◆ **Recorded information**:
-- Start --

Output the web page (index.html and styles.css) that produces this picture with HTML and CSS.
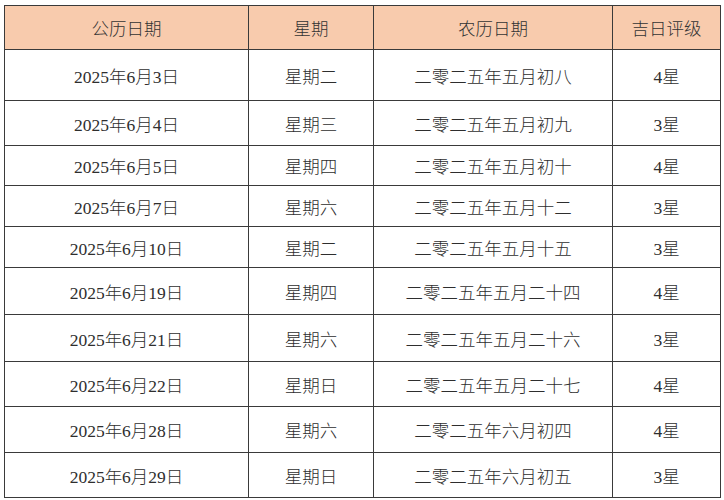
FILE: index.html
```html
<!DOCTYPE html>
<html lang="zh-CN">
<head>
<meta charset="utf-8">
<title>吉日表</title>
<link rel="stylesheet" href="styles.css">
</head>
<body>
<div class="table">
  <div class="cell head">公历日期</div><div class="cell head">星期</div><div class="cell head">农历日期</div><div class="cell head">吉日评级</div>
  <div class="cell">2025年6月3日</div><div class="cell">星期二</div><div class="cell">二零二五年五月初八</div><div class="cell">4星</div>
  <div class="cell">2025年6月4日</div><div class="cell">星期三</div><div class="cell">二零二五年五月初九</div><div class="cell">3星</div>
  <div class="cell">2025年6月5日</div><div class="cell">星期四</div><div class="cell">二零二五年五月初十</div><div class="cell">4星</div>
  <div class="cell">2025年6月7日</div><div class="cell">星期六</div><div class="cell">二零二五年五月十二</div><div class="cell">3星</div>
  <div class="cell">2025年6月10日</div><div class="cell">星期二</div><div class="cell">二零二五年五月十五</div><div class="cell">3星</div>
  <div class="cell">2025年6月19日</div><div class="cell">星期四</div><div class="cell">二零二五年五月二十四</div><div class="cell">4星</div>
  <div class="cell">2025年6月21日</div><div class="cell">星期六</div><div class="cell">二零二五年五月二十六</div><div class="cell">3星</div>
  <div class="cell">2025年6月22日</div><div class="cell">星期日</div><div class="cell">二零二五年五月二十七</div><div class="cell">4星</div>
  <div class="cell">2025年6月28日</div><div class="cell">星期六</div><div class="cell">二零二五年六月初四</div><div class="cell">4星</div>
  <div class="cell">2025年6月29日</div><div class="cell">星期日</div><div class="cell">二零二五年六月初五</div><div class="cell">3星</div>
</div>
</body>
</html>
```
FILE: styles.css
```css
html, body {
  margin: 0;
  background: #ffffff;
}
body {
  padding: 5px 0 0 4px;
  font-family: "Liberation Serif", "Noto Sans CJK SC", serif;
  font-size: 17.5px;
  font-weight: 300;
  color: #2e2e2e;
}
.table {
  display: grid;
  grid-template-columns: 244px 125px 239px 108px;
  grid-template-rows: 44px 51px 45px 40px 41px 41px 47px 47px 45px 46px 45px;
  width: max-content;
  border-left: 1px solid #3a3a3a;
  border-top: 1px solid #3a3a3a;
}
.cell {
  box-sizing: border-box;
  border-right: 1px solid #3a3a3a;
  border-bottom: 1px solid #3a3a3a;
  display: flex;
  align-items: center;
  justify-content: center;
  white-space: nowrap;
}
.head {
  background: #f8cbad;
  color: #333333;
}
```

-- End --

◆ **Exercise goal**:
Each line above is to be copied verbatim. Drop any image from the copy.

◆ **The response**:
Output the web page (index.html and styles.css) that produces this picture with HTML and CSS.
FILE: index.html
```html
<!DOCTYPE html>
<html lang="zh-CN">
<head>
<meta charset="utf-8">
<title>吉日表</title>
<link rel="stylesheet" href="styles.css">
</head>
<body>
<div class="table">
  <div class="cell head">公历日期</div><div class="cell head">星期</div><div class="cell head">农历日期</div><div class="cell head">吉日评级</div>
  <div class="cell">2025年6月3日</div><div class="cell">星期二</div><div class="cell">二零二五年五月初八</div><div class="cell">4星</div>
  <div class="cell">2025年6月4日</div><div class="cell">星期三</div><div class="cell">二零二五年五月初九</div><div class="cell">3星</div>
  <div class="cell">2025年6月5日</div><div class="cell">星期四</div><div class="cell">二零二五年五月初十</div><div class="cell">4星</div>
  <div class="cell">2025年6月7日</div><div class="cell">星期六</div><div class="cell">二零二五年五月十二</div><div class="cell">3星</div>
  <div class="cell">2025年6月10日</div><div class="cell">星期二</div><div class="cell">二零二五年五月十五</div><div class="cell">3星</div>
  <div class="cell">2025年6月19日</div><div class="cell">星期四</div><div class="cell">二零二五年五月二十四</div><div class="cell">4星</div>
  <div class="cell">2025年6月21日</div><div class="cell">星期六</div><div class="cell">二零二五年五月二十六</div><div class="cell">3星</div>
  <div class="cell">2025年6月22日</div><div class="cell">星期日</div><div class="cell">二零二五年五月二十七</div><div class="cell">4星</div>
  <div class="cell">2025年6月28日</div><div class="cell">星期六</div><div class="cell">二零二五年六月初四</div><div class="cell">4星</div>
  <div class="cell">2025年6月29日</div><div class="cell">星期日</div><div class="cell">二零二五年六月初五</div><div class="cell">3星</div>
</div>
</body>
</html>
```
FILE: styles.css
```css
html, body {
  margin: 0;
  background: #ffffff;
}
body {
  padding: 5px 0 0 4px;
  font-family: "Liberation Serif", "Noto Sans CJK SC", serif;
  font-size: 17.5px;
  font-weight: 300;
  color: #2e2e2e;
}
.table {
  display: grid;
  grid-template-columns: 244px 125px 239px 108px;
  grid-template-rows: 44px 51px 45px 40px 41px 41px 47px 47px 45px 46px 45px;
  width: max-content;
  border-left: 1px solid #3a3a3a;
  border-top: 1px solid #3a3a3a;
}
.cell {
  box-sizing: border-box;
  border-right: 1px solid #3a3a3a;
  border-bottom: 1px solid #3a3a3a;
  display: flex;
  align-items: center;
  justify-content: center;
  white-space: nowrap;
}
.head {
  background: #f8cbad;
  color: #333333;
}
```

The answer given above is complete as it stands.